Buschmann et al (1996): Design Patterns

Design Patterns are commonly-recurring structures of communicating components that solve a general design problem in a particular context (Gamma et al 1995).

Structure Decomposition

Decompose subsystems and complex components into cooperating parts.

Whole - Part Define a component that encapuslates smaller objects. Prevent clients from directly accessing the contained objects, but provide a interface for the aggregate.

Organization of Work

Components collaborate to solve complex problems.

Master - Slave The master divides a task among identical (but independant) slaves, the combines the slave's partial results to arrive a solution.

Access Control

Guard and control access to services and components.

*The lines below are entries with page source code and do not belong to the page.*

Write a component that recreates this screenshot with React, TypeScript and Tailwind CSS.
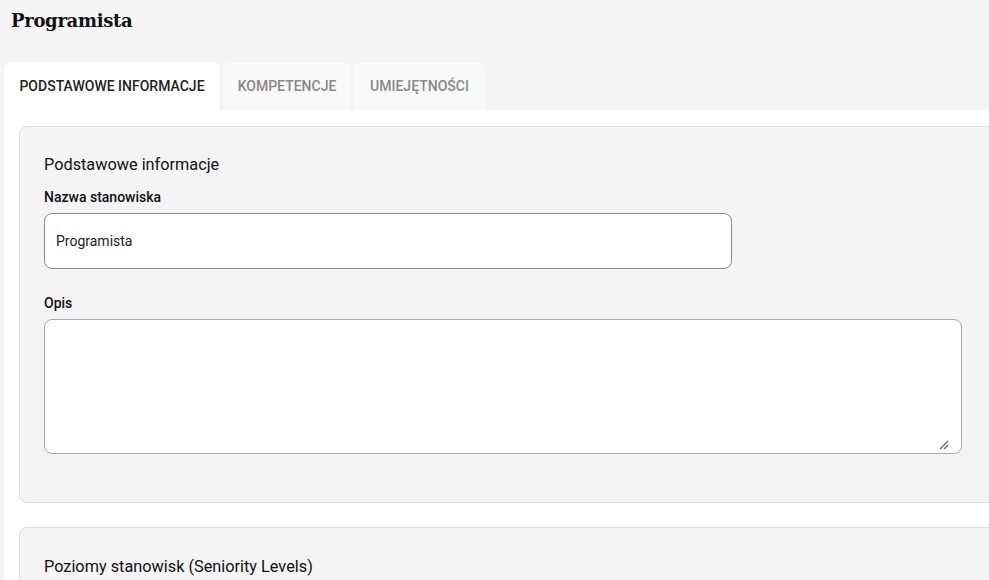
import React from "react";

export default function App() {
  return (
    <div
      className="w-[989px] h-[580px] overflow-hidden bg-[#f4f4f4]"
      style={{ fontFamily: "Roboto, 'Noto Sans', sans-serif" }}
    >
      <div className="w-[1040px]">
        <h1
          className="pl-[11px] pt-[9px] h-[62px] text-[18px] font-bold text-[#111] leading-[24px]"
          style={{ fontFamily: "'DejaVu Serif', 'Liberation Serif', serif", letterSpacing: "-0.3px" }}
        >
          Programista
        </h1>
        <div className="flex pl-[4px] gap-[3px] h-[48px]">
          <div className="w-[216px] bg-white rounded-t-[8px] flex items-center justify-center text-[14px] font-medium text-[#222] uppercase">
            Podstawowe informacje
          </div>
          <div className="w-[128px] bg-[#f9f9f9] rounded-t-[8px] flex items-center justify-center text-[14px] font-medium text-[#888] uppercase">
            Kompetencje
          </div>
          <div className="w-[131px] bg-[#f9f9f9] rounded-t-[8px] flex items-center justify-center text-[14px] font-medium text-[#888] uppercase">
            Umiejętności
          </div>
        </div>
        <div className="ml-[4px] bg-white pt-[16px] pl-[15px] pr-[15px] pb-[24px] flex flex-col gap-[24px]">
          <div className="w-[1000px] bg-[#f4f4f4] border border-[#dddddd] rounded-[8px] pl-[24px] pt-[28px] pb-[48px]">
            <div className="text-[16.3px] text-[#111] leading-[20px]">Podstawowe informacje</div>
            <div className="mt-[14px] text-[14px] font-medium text-[#111] leading-[16px]">Nazwa stanowiska</div>
            <div className="mt-[8px] w-[688px] h-[56px] bg-white border border-[#8a8a8a] rounded-[8px] flex items-center pl-[11px] text-[14px] text-[#222]">
              Programista
            </div>
            <div className="mt-[26px] text-[14px] font-medium text-[#111] leading-[16px]">Opis</div>
            <div className="mt-[8px] relative w-[918px] h-[135px] bg-white border border-[#aaaaaa] rounded-[8px]">
              <svg className="absolute right-[12px] bottom-[3px]" width="10" height="10" viewBox="0 0 10 10">
                <path d="M1 9 L9 1 M5 9 L9 5" stroke="#666" strokeWidth="1.2" fill="none" />
              </svg>
            </div>
          </div>
          <div className="w-[1000px] h-[120px] bg-[#f4f4f4] border border-[#dddddd] rounded-[8px] pl-[24px] pt-[29px]">
            <div className="text-[16.3px] text-[#111] leading-[20px]">Poziomy stanowisk (Seniority Levels)</div>
          </div>
        </div>
      </div>
    </div>
  );
}
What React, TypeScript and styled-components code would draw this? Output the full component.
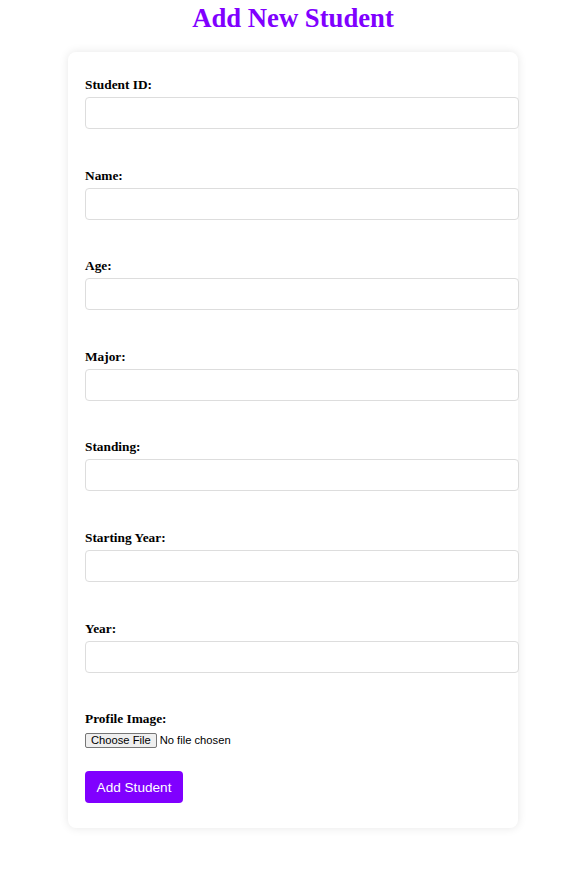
import React from 'react';
import styled, { createGlobalStyle } from 'styled-components';

const GlobalStyle = createGlobalStyle`
  html, body {
    margin: 0;
    padding: 0;
    background: #ffffff;
  }
  body {
    font-family: "Liberation Serif", "Times New Roman", serif;
  }
`;

const Page = styled.div`
  display: flex;
  flex-direction: column;
  align-items: center;
  padding-left: 25px;
  padding-bottom: 40px;
`;

const Title = styled.h2`
  margin: 3px 0 18px 0;
  font-size: 26.7px;
  font-weight: bold;
  color: #8000ff;
  font-family: "Liberation Serif", "Times New Roman", serif;
`;

const Card = styled.div`
  width: 450px;
  box-sizing: border-box;
  padding: 25px 17px 25px;
  background: #ffffff;
  border-radius: 8px;
  box-shadow: 0 0 10px rgba(0, 0, 0, 0.1);
`;

const Form = styled.form`
  display: flex;
  flex-direction: column;
  align-items: flex-start;
`;

const Field = styled.div<{ gap?: number }>`
  display: flex;
  flex-direction: column;
  align-items: flex-start;
  width: 100%;
  margin-bottom: ${({ gap }) => gap ?? 38.6}px;
`;

const Label = styled.label`
  display: block;
  font-size: 13.33px;
  font-weight: bold;
  color: #000000;
  margin-bottom: 4px;
`;

const TextInput = styled.input`
  width: 100%;
  height: 14px;
  padding: 8px;
  border: 1px solid #dddddd;
  border-radius: 4px;
  font-family: "Liberation Sans", Arial, sans-serif;
  font-size: 13.33px;
  outline: none;
  background: #ffffff;
`;

const FileInput = styled.input`
  font-family: "Liberation Sans", Arial, sans-serif;
  font-size: 11.2px;
  color: #000000;
  margin-top: 2px;

  &::file-selector-button {
    font-family: "Liberation Sans", Arial, sans-serif;
    font-size: 11.2px;
    line-height: 11px;
    padding: 1px 5px;
    margin-right: 3px;
    border: 1px solid #767676;
    border-radius: 2px;
    background: #efefef;
    color: #000000;
  }
`;

const SubmitButton = styled.button`
  width: 98px;
  height: 32px;
  padding: 0;
  border: none;
  border-radius: 4px;
  background: #8000ff;
  color: #ffffff;
  font-family: "Liberation Sans", Arial, sans-serif;
  font-size: 13.6px;
  cursor: pointer;
`;

const fields = [
  { id: 'studentId', label: 'Student ID:' },
  { id: 'name', label: 'Name:' },
  { id: 'age', label: 'Age:' },
  { id: 'major', label: 'Major:' },
  { id: 'standing', label: 'Standing:' },
  { id: 'startingYear', label: 'Starting Year:' },
  { id: 'year', label: 'Year:' },
];

const App = () => (
  <>
    <GlobalStyle />
    <Page>
      <Title>Add New Student</Title>
      <Card>
        <Form onSubmit={(e) => e.preventDefault()}>
          {fields.map((field) => (
            <Field key={field.id}>
              <Label htmlFor={field.id}>{field.label}</Label>
              <TextInput id={field.id} type="text" />
            </Field>
          ))}
          <Field gap={23}>
            <Label htmlFor="profileImage">Profile Image:</Label>
            <FileInput id="profileImage" type="file" />
          </Field>
          <SubmitButton type="submit">Add Student</SubmitButton>
        </Form>
      </Card>
    </Page>
  </>
);

export default App;
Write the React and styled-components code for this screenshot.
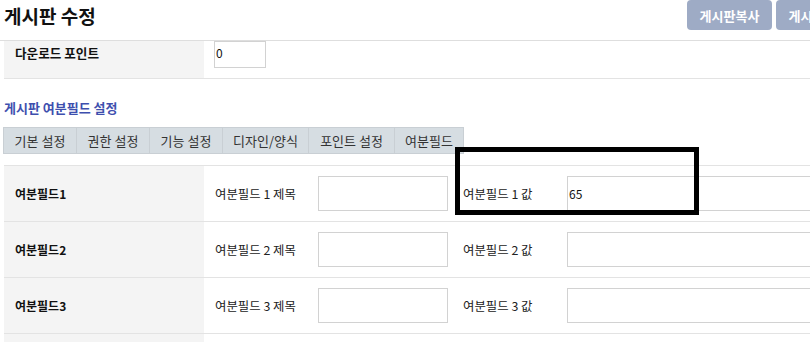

Proxy Clients communicate with a representitive (proxy) rather than the target object itself. The proxy can perform pre- and post-processing to provide validation checking, access control, remote object access, extra computation, etc. See also Gamma et al's proxy pattern

Management

Handle homogenous collections of objects, services and components in their entirety.

Command Processor Extends Gamma et al's command pattern by adding an explicit commonad processor
View Handler Separate the the management of views from the code reequired to present or control specific views. Similar to Gamma et al's Abstract Factor and Mediator.

Communication

Organize communication between components.

Forward - Receiver Contain all system-specific communication functionality in seaparate components so distributed peers can communicate without loosing protability
Client - Dispatcher - Server A dispatcher acts as an intermediate layer between clients and servers. The dispatcher provides the communication channel and a name service to hide physical locations.
Publisher - Subscriber Same as Gamma et al's Observer pattern.